Going through the material below, please gather all lines with the word "this" in them.

[Code that builds pages]
— BEGIN —
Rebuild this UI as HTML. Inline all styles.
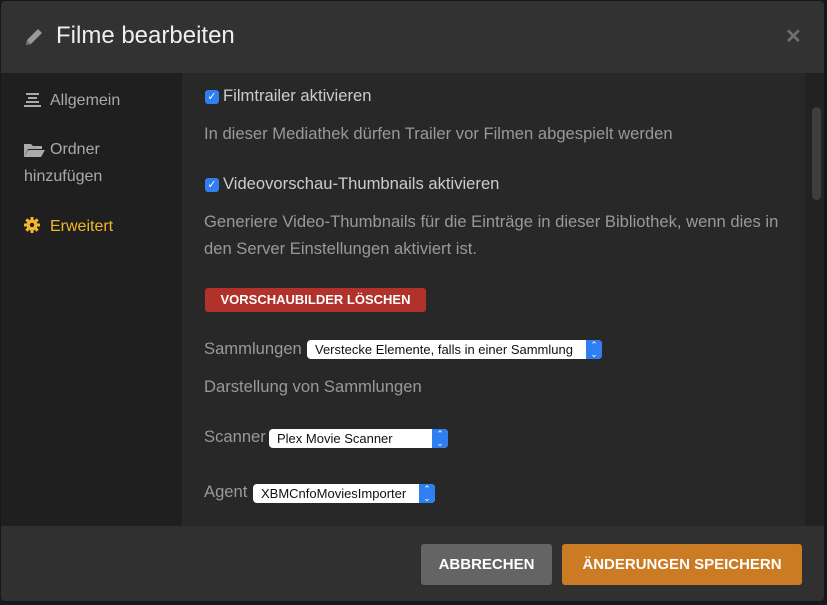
<!DOCTYPE html>
<html><head><meta charset="utf-8"><style>
*{margin:0;padding:0;box-sizing:border-box}
body{width:827px;height:605px;background:#15181c;font-family:"Liberation Sans",sans-serif;position:relative;overflow:hidden}
.dlg{position:absolute;left:1px;top:1px;width:823px;height:600px;background:#2b2b2b;border-radius:4px;overflow:hidden}
.hdr{position:absolute;left:0;top:0;width:100%;height:72px;background:#323232}
.hdr h1{position:absolute;left:55px;top:21px;font-size:24px;font-weight:normal;color:#eee}
.x{position:absolute;left:784px;top:23px;color:#6f6f6f;font-size:20px;font-weight:bold}
.side{position:absolute;left:0;top:72px;width:181px;height:453px;background:#1f1f1f}
.side div{position:absolute;left:23px;font-size:16px;color:#aaa;line-height:27px}
.main{position:absolute;left:181px;top:72px;width:642px;height:453px;background:#282828}
.track{position:absolute;left:804px;top:72px;width:19px;height:453px;background:#222}
.thumb{position:absolute;left:811px;top:106px;width:9px;height:93px;background:#3e3e3e;border-radius:5px}
.t{position:absolute;font-size:16.6px;color:#999;white-space:nowrap}
.tw{color:#ccc}
.cb{position:absolute;width:14px;height:14px;background:#2f7ff0;border-radius:3px;color:#fff;font-size:11px;line-height:14px;text-align:center}
.btnr{position:absolute;left:204px;top:287px;width:221px;height:24px;background:#b0322a;border-radius:3px;color:#fff;font-weight:bold;font-size:13px;text-align:center;line-height:24px}
.sel{position:absolute;height:19px;background:#fff;border-radius:4px;font-size:13px;color:#111;line-height:19px;padding-left:8px}
.sel i{position:absolute;right:0;top:0;width:16px;height:19px;background:#2f7ff0;border-radius:0 4px 4px 0;color:#fff;font-style:normal;font-size:9px;text-align:center;line-height:9px;padding-top:1px}
.foot{position:absolute;left:0;top:525px;width:100%;height:75px;background:#303030}
.b{position:absolute;top:543px;height:41px;border-radius:3px;color:#fff;font-weight:bold;font-size:15px;text-align:center;line-height:41px}
</style></head><body>
<div class="dlg">
<div class="hdr">
<svg style="position:absolute;left:22px;top:25px" width="22" height="22" viewBox="0 0 22 22"><path d="M3 19 L4 14 L15 3 L19 7 L8 18 Z" fill="#999"/><path d="M3 19 L4 14 L8 18Z" fill="#777"/></svg>
<h1>Filme bearbeiten</h1>
<div class="x">✕</div>
</div>
<div class="side">
<svg style="position:absolute;left:23px;top:20px" width="17" height="14"><rect x="2" y="0" width="13" height="2" fill="#aaa"/><rect x="4" y="4" width="9" height="2" fill="#aaa"/><rect x="2" y="8" width="13" height="2" fill="#aaa"/><rect x="0" y="12" width="17" height="2" fill="#aaa"/></svg>
<div style="left:49px;top:14px">Allgemein</div>
<svg style="position:absolute;left:23px;top:69px" width="21" height="15"><path d="M0 2h7l2 2h9v3H4L0 15z" fill="#aaa"/><path d="M4 8h17l-4 7H0z" fill="#aaa"/></svg>
<div style="left:49px;top:63px">Ordner</div>
<div style="top:90px">hinzufügen</div>
<svg style="position:absolute;left:23px;top:144px" width="16" height="16" viewBox="0 0 16 16"><circle cx="8" cy="8" r="5.5" fill="#f0b82c"/><g stroke="#f0b82c" stroke-width="3"><line x1="8" y1="0" x2="8" y2="16"/><line x1="0" y1="8" x2="16" y2="8"/><line x1="2.3" y1="2.3" x2="13.7" y2="13.7"/><line x1="13.7" y1="2.3" x2="2.3" y2="13.7"/></g><circle cx="8" cy="8" r="2.2" fill="#1f1f1f"/></svg>
<div style="left:49px;top:140px;color:#f0b82c">Erweitert</div>
</div>
<div class="main"></div>
<div class="track"></div><div class="thumb"></div>
<div class="cb" style="left:204px;top:89px">✓</div>
<div class="t tw" style="left:222px;top:85px">Filmtrailer aktivieren</div>
<div class="t" style="left:203px;top:123px">In dieser Mediathek dürfen Trailer vor Filmen abgespielt werden</div>
<div class="cb" style="left:204px;top:177px">✓</div>
<div class="t tw" style="left:222px;top:173px">Videovorschau-Thumbnails aktivieren</div>
<div class="t" style="left:203px;top:211px">Generiere Video-Thumbnails für die Einträge in dieser Bibliothek, wenn dies in</div>
<div class="t" style="left:203px;top:238px">den Server Einstellungen aktiviert ist.</div>
<div class="btnr">VORSCHAUBILDER LÖSCHEN</div>
<div class="t" style="left:203px;top:338px">Sammlungen</div>
<div class="sel" style="left:306px;top:339px;width:295px">Verstecke Elemente, falls in einer Sammlung<i>⌃<br>⌄</i></div>
<div class="t" style="left:203px;top:376px">Darstellung von Sammlungen</div>
<div class="t" style="left:203px;top:426px">Scanner</div>
<div class="sel" style="left:268px;top:428px;width:179px">Plex Movie Scanner<i>⌃<br>⌄</i></div>
<div class="t" style="left:203px;top:481px">Agent</div>
<div class="sel" style="left:252px;top:483px;width:182px">XBMCnfoMoviesImporter<i>⌃<br>⌄</i></div>
<div class="foot"></div>
<div class="b" style="left:420px;width:131px;background:#646464">ABBRECHEN</div>
<div class="b" style="left:561px;width:240px;background:#cc7b25">ÄNDERUNGEN SPEICHERN</div>
</div>
</body></html>
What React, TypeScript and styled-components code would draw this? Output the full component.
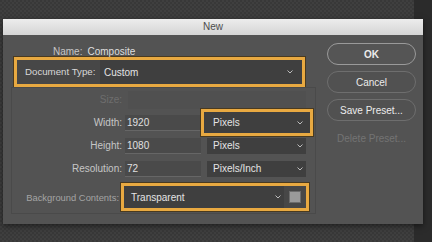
import React from 'react';
import styled, { createGlobalStyle } from 'styled-components';

const GlobalStyle = createGlobalStyle`
  html, body {
    margin: 0;
    padding: 0;
  }
  body {
    font-family: "Liberation Sans", Arial, sans-serif;
  }
`;

// fond (šachovnica + tmavý panel vpravo)
const Screen = styled.div`
  width: 432px;
  height: 242px;
  overflow: hidden;
  box-sizing: border-box;
  padding: 19px 0 0 3px;
  background:
    linear-gradient(to right, transparent 414px, #2b2b2b 414px),
    repeating-conic-gradient(#3f3f3f 0 25%, #383838 0 50%) 0 0 / 4px 4px;
`;

const Dialog = styled.div`
  width: 420px;
  display: flex;
  flex-direction: column;
  box-shadow: 0 2px 6px rgba(0, 0, 0, 0.5);
`;

const TitleBar = styled.div`
  height: 16px;
  line-height: 16px;
  text-align: center;
  font-size: 10px;
  color: #4c4c4c;
  background: linear-gradient(#ededed, #d5d5d5);
`;

const Body = styled.div`
  height: 189px;
  display: flex;
  background: #535353;
`;

const LeftCol = styled.div`
  width: 317px;
  padding-top: 11px;
  box-sizing: border-box;
`;

const NameRow = styled.div`
  height: 11px;
  line-height: 11px;
  display: flex;
  gap: 5px;
  padding-left: 50px;
  font-size: 10px;
`;

const Label = styled.span`
  color: #c6c6c6;
`;

const Value = styled.span`
  color: #dedede;
`;

const Highlight = styled.div<{ $width: number; $height: number }>`
  width: ${p => p.$width}px;
  height: ${p => p.$height}px;
  box-sizing: border-box;
  border: 3px solid #e8a941;
  box-shadow: 0 0 0 1px rgba(70, 48, 12, 0.7);
  background: #474747;
  display: flex;
  align-items: stretch;
`;

const DocTypeBox = styled(Highlight)`
  margin-left: 11px;
`;

const DocLabel = styled.div`
  width: 83px;
  box-sizing: border-box;
  padding-left: 8px;
  line-height: 24px;
  font-size: 9.7px;
  color: #d8d8d8;
  white-space: nowrap;
`;

const SelectField = styled.div<{ $pl: number; $pr: number }>`
  flex: 1;
  display: flex;
  align-items: center;
  justify-content: space-between;
  padding: 0 ${p => p.$pr}px 0 ${p => p.$pl}px;
  background: #3f3f3f;
  font-size: 10px;
  color: #e4e4e4;
  white-space: nowrap;
`;

const Group = styled.div`
  width: 305px;
  margin-left: 8px;
  box-sizing: border-box;
  border: 1px solid #4a4a4a;
  padding: 0 2px 2px 0;
`;

const FieldGrid = styled.div`
  display: grid;
  grid-template-columns: 113px 76px 112px;
  grid-auto-rows: 23px;
  align-items: center;
  font-size: 10px;
`;

const RowLabel = styled.div<{ $dim?: boolean }>`
  text-align: right;
  padding-right: 3px;
  color: ${p => (p.$dim ? '#6e6e6e' : '#c6c6c6')};
`;

const SizeField = styled.div`
  grid-column: 2 / 4;
  height: 18px;
  margin: 0 7px 0 3px;
  background: #505050;
`;

const NumField = styled.div`
  height: 15px;
  line-height: 15px;
  padding-left: 2px;
  background: #4a4a4a;
  border-bottom: 1px solid #666;
  color: #e0e0e0;
`;

const UnitCell = styled.div<{ $hl?: boolean }>`
  height: ${p => (p.$hl ? 27 : 16)}px;
  box-sizing: border-box;
  display: flex;
  border: ${p => (p.$hl ? '3px solid #e8a941' : 'none')};
  box-shadow: ${p => (p.$hl ? '0 0 0 1px rgba(70, 48, 12, 0.7)' : 'none')};
  padding: ${p => (p.$hl ? '0' : '0 7px 0 6px')};
  background: ${p => (p.$hl ? '#474747' : 'transparent')};
`;

const BgRow = styled.div`
  display: flex;
  align-items: center;
  margin-top: 3px;
  height: 28px;
  font-size: 10px;
`;

const BgLabel = styled.div`
  width: 109px;
  box-sizing: border-box;
  padding-right: 2px;
  text-align: right;
  font-size: 9.4px;
  color: #a4a4a4;
  white-space: nowrap;
`;

const BgSelect = styled.div`
  width: 160px;
  display: flex;
  align-items: center;
  justify-content: space-between;
  padding: 0 3px 0 7px;
  box-sizing: border-box;
  background: #3f3f3f;
  color: #e4e4e4;
  font-size: 10px;
`;

const Swatch = styled.div`
  width: 12px;
  height: 12px;
  box-sizing: border-box;
  margin: 5px 0 0 5px;
  background: #9a9a9a;
  border: 1px solid #6c6c6c;
`;

const RightCol = styled.div`
  display: flex;
  flex-direction: column;
  gap: 6px;
  padding: 8px 0 0 7px;
`;

const Button = styled.div<{ $primary?: boolean; $disabled?: boolean }>`
  width: 89px;
  height: 22px;
  box-sizing: border-box;
  border-radius: 11px;
  border: 1px solid ${p => (p.$disabled ? 'transparent' : p.$primary ? '#9a9a9a' : '#6e6e6e')};
  background: ${p => (p.$disabled ? 'transparent' : p.$primary ? '#555' : '#515151')};
  color: ${p => (p.$disabled ? '#737373' : '#ececec')};
  font-weight: ${p => (p.$primary ? 'bold' : 'normal')};
  font-size: 10px;
  display: flex;
  align-items: center;
  justify-content: center;
`;

const Chevron: React.FC = () => (
  <svg width="6" height="4" viewBox="0 0 6 4">
    <polyline points="0.5,0.5 3,3 5.5,0.5" fill="none" stroke="#bdbdbd" strokeWidth="1" />
  </svg>
);

type UnitRow = {
  label: string;
  value: string;
  unit: string;
  hl?: boolean;
};

const rows: UnitRow[] = [
  { label: 'Width:', value: '1920', unit: 'Pixels', hl: true },
  { label: 'Height:', value: '1080', unit: 'Pixels' },
  { label: 'Resolution:', value: '72', unit: 'Pixels/Inch' },
];

const App: React.FC = () => {
  return (
    <Screen>
      <GlobalStyle />
      <Dialog>
        <TitleBar>New</TitleBar>
        <Body>
          <LeftCol>
            <NameRow>
              <Label>Name:</Label>
              <Value>Composite</Value>
            </NameRow>
            <DocTypeBox $width={291} $height={30}>
              <DocLabel>Document Type:</DocLabel>
              <SelectField $pl={4} $pr={9}>
                <span>Custom</span>
                <Chevron />
              </SelectField>
            </DocTypeBox>
            <Group>
              <FieldGrid>
                <RowLabel $dim>Size:</RowLabel>
                <SizeField />
                {rows.map(r => (
                  <React.Fragment key={r.label}>
                    <RowLabel>{r.label}</RowLabel>
                    <NumField>{r.value}</NumField>
                    <UnitCell $hl={r.hl}>
                      <SelectField $pl={r.hl ? 9 : 6} $pr={r.hl ? 7 : 3}>
                        <span>{r.unit}</span>
                        <Chevron />
                      </SelectField>
                    </UnitCell>
                  </React.Fragment>
                ))}
              </FieldGrid>
              <BgRow>
                <BgLabel>Background Contents:</BgLabel>
                <Highlight $width={188} $height={28}>
                  <BgSelect>
                    <span>Transparent</span>
                    <Chevron />
                  </BgSelect>
                  <Swatch />
                </Highlight>
              </BgRow>
            </Group>
          </LeftCol>
          <RightCol>
            <Button $primary>OK</Button>
            <Button>Cancel</Button>
            <Button>Save Preset...</Button>
            <Button $disabled>Delete Preset...</Button>
          </RightCol>
        </Body>
      </Dialog>
    </Screen>
  );
};

export default App;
— END —
WRITTEN RESPONSE ▸
Rebuild this UI as HTML. Inline all styles.
What React, TypeScript and styled-components code would draw this? Output the full component.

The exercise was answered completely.